Cash flows provided by operating activities were $153 million, compared to $96 million in the prior quarter. This was primarily due to the timing of interest payments and reduced personnel-related payments.

Second quarter 2021 capital expenditures of $41 million were primarily related to our newbuild drillships under construction. This compares with $59 million in the previous quarter.

“Operationally, we delivered another solid quarter, with an Adjusted EBITDA Margin of 36% on Adjusted Revenue of $713 million,” said President and Chief Executive Officer, Jeremy Thigpen. “These better than anticipated results were driven largely by our continued focus on operational excellence, as evidenced by our strong uptime performance, which resulted in revenue efficiency of 98 percent.”

“During the quarter, we took meaningful steps to improve our liquidity by agreeing to delay delivery and payment of our two newbuild drillships, the Deepwater Atlas and the Deepwater Titan, ultimately deferring over $450 million of near-term capex.

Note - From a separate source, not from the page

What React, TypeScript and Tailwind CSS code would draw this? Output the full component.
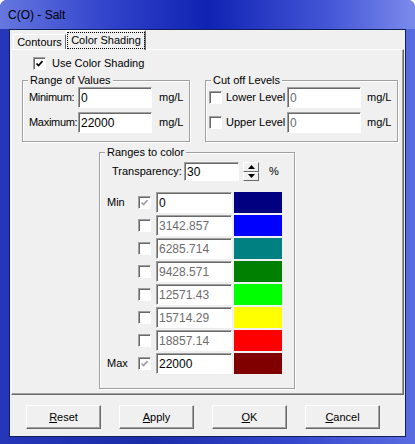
import React from 'react';

const font = { fontFamily: '"Liberation Sans", Arial, sans-serif' };

const sunken =
  'border border-t-[#a0a0a0] border-l-[#a0a0a0] border-b-white border-r-white shadow-[inset_1px_1px_0_#696969] bg-white';

function Check({ checked = false, disabled = false }: { checked?: boolean; disabled?: boolean }) {
  return (
    <div className={`w-[13px] h-[13px] shrink-0 flex items-center justify-center ${sunken}`}>
      {checked && (
        <svg width="9" height="9" viewBox="0 0 9 9">
          <polyline
            points="1.5,4.5 3.5,6.5 7.5,2.2"
            fill="none"
            stroke={disabled ? '#a0a0a0' : '#000'}
            strokeWidth="1.7"
          />
        </svg>
      )}
    </div>
  );
}

function Field({ value, w, h = 21, disabled = false }: { value: string; w: string; h?: number; disabled?: boolean }) {
  return (
    <div
      className={`${w} ${h === 21 ? 'h-[21px]' : 'h-[19px]'} ${sunken} shrink-0 flex items-center pl-[2px] text-[12px] leading-none ${
        disabled ? 'text-[#6d6d6d]' : 'text-black'
      }`}
    >
      {value}
    </div>
  );
}

function Group({ label, className, children }: { label: string; className: string; children: React.ReactNode }) {
  return (
    <div className={`relative border border-[#a0a0a0] shadow-[1px_1px_0_#fff,inset_1px_1px_0_#fff] ${className}`}>
      <span className="absolute -top-[8px] left-[5px] px-[2px] bg-[#f0f0f0] leading-[14px]">{label}</span>
      {children}
    </div>
  );
}

function Btn({ u, rest }: { u: string; rest: string }) {
  return (
    <div className="w-[75px] h-[24px] bg-[#f0f0f0] border border-t-white border-l-white border-b-[#696969] border-r-[#696969] shadow-[inset_-1px_-1px_0_#a0a0a0] flex items-center justify-center">
      <span>
        <span className="underline">{u}</span>
        {rest}
      </span>
    </div>
  );
}

const rows = [
  { label: 'Min', v: '0', c: 'bg-[#000080]', on: true },
  { label: '', v: '3142.857', c: 'bg-[#0000ff]', on: false },
  { label: '', v: '6285.714', c: 'bg-[#008080]', on: false },
  { label: '', v: '9428.571', c: 'bg-[#008000]', on: false },
  { label: '', v: '12571.43', c: 'bg-[#00ff00]', on: false },
  { label: '', v: '15714.29', c: 'bg-[#ffff00]', on: false },
  { label: '', v: '18857.14', c: 'bg-[#ff0000]', on: false },
  { label: 'Max', v: '22000', c: 'bg-[#800000]', on: true },
];

export default function App() {
  return (
    <div className="w-[415px] h-[444px] bg-white overflow-hidden text-black text-[11px] whitespace-nowrap" style={font}>
      <div className="w-full h-full rounded-t-[7px] flex flex-col bg-[linear-gradient(90deg,#2536b8_0%,#1a2ca8_35%,#3446cc_70%,#5a6ce0_100%)]">
        <div className="h-[29px] shrink-0 flex items-center pl-[8px] text-[12px] bg-[linear-gradient(90deg,#6677e0_0%,#3345cc_25%,#0f22b2_50%,#4658d8_80%,#7b8bec_100%)] rounded-t-[7px]">
          C(O) - Salt
        </div>
        <div className="mx-[9px] h-[408px] border border-[#10205a] bg-[#f0f0f0] flex flex-col">
          <div className="h-[19px] shrink-0 flex items-end pl-[3px] relative z-10">
            <div className="w-[53px] h-[15px] border border-b-0 border-t-white border-l-white border-r-[#696969] flex items-center justify-center">
              Contours
            </div>
            <div className="w-[80px] h-[20px] -mb-px bg-[#f0f0f0] border border-b-0 border-t-white border-l-white border-r-[#696969] shadow-[inset_-1px_0_0_#a0a0a0] flex items-center justify-center">
              <span className="outline-1 outline-dotted outline-black px-[3px] leading-[15px]">Color Shading</span>
            </div>
          </div>
          <div className="ml-[1px] w-[393px] h-[346px] border border-t-white border-l-white border-b-[#696969] border-r-[#696969] shadow-[inset_-1px_-1px_0_#a0a0a0]">
            <div className="flex items-center gap-[6px] ml-[21px] mt-[7px] h-[13px]">
              <Check checked />
              <span>Use Color Shading</span>
            </div>
            <div className="flex mt-[10px] ml-[10px]">
              <Group label="Range of Values" className="w-[168px] h-[62px] pt-[6px] pl-[6px]">
                <div className="flex flex-col gap-[4px]">
                  {[
                    ['Minimum:', '0'],
                    ['Maximum:', '22000'],
                  ].map(([l, v]) => (
                    <div key={l} className="flex items-center">
                      <span className="w-[49px] tracking-[-0.3px]">{l}</span>
                      <Field value={v} w="w-[74px]" />
                      <span className="ml-[7px]">mg/L</span>
                    </div>
                  ))}
                </div>
              </Group>
              <Group label="Cut off Levels" className="ml-[15px] w-[193px] h-[62px] pt-[6px] pl-[3px]">
                <div className="flex flex-col gap-[4px]">
                  {['Lower Level', 'Upper Level'].map((l) => (
                    <div key={l} className="flex items-center">
                      <div className="w-[78px] flex items-center gap-[4px]">
                        <Check />
                        <span>{l}</span>
                      </div>
                      <Field value="0" w="w-[74px]" disabled />
                      <span className="ml-[6px]">mg/L</span>
                    </div>
                  ))}
                </div>
              </Group>
            </div>
            <Group label="Ranges to color" className="ml-[87px] mt-[10px] w-[196px] h-[237px] pt-[9px]">
              <div className="flex items-center pl-[12px]">
                <span className="w-[72px]">Transparency:</span>
                <Field value="30" w="w-[55px]" h={19} />
                <div className="ml-[4px] w-[16px] h-[19px] flex flex-col">
                  {['up', 'down'].map((d) => (
                    <div
                      key={d}
                      className="flex-1 bg-[#f0f0f0] border border-t-white border-l-white border-b-[#696969] border-r-[#696969] flex items-center justify-center"
                    >
                      <svg width="7" height="4" viewBox="0 0 7 4">
                        <polygon points={d === 'up' ? '3.5,0 7,4 0,4' : '0,0 7,0 3.5,4'} fill="#000" />
                      </svg>
                    </div>
                  ))}
                </div>
                <span className="ml-[10px]">%</span>
              </div>
              <div className="flex flex-col gap-[2px] mt-[11px] pl-[7px]">
                {rows.map((r, i) => (
                  <div key={i} className="flex items-center h-[21px]">
                    <span className="w-[31px]">{r.label}</span>
                    <Check checked={r.on} disabled />
                    <div className="ml-[5px]">
                      <Field value={r.v} w="w-[76px]" disabled={!r.on} />
                    </div>
                    <div className={`ml-[2px] w-[48px] h-[21px] ${r.c}`} />
                  </div>
                ))}
              </div>
            </Group>
          </div>
          <div className="flex gap-[18px] pl-[16px] mt-[10px]">
            <Btn u="R" rest="eset" />
            <Btn u="A" rest="pply" />
            <Btn u="O" rest="K" />
            <Btn u="C" rest="ancel" />
          </div>
        </div>
      </div>
    </div>
  );
}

Additionally, we further improved our liquidity through the initiation of our ATM program that provides us with additional optionality. We will remain pragmatic yet disciplined in using this tool now and in the future.”

Thigpen concluded: “As we enter the back half of this year, we remain encouraged by the upcycle that is currently unfolding. Assuming oil prices remain supportive, we see utilization and dayrates for our ultra-deepwater assets materially improving as we move into 2022."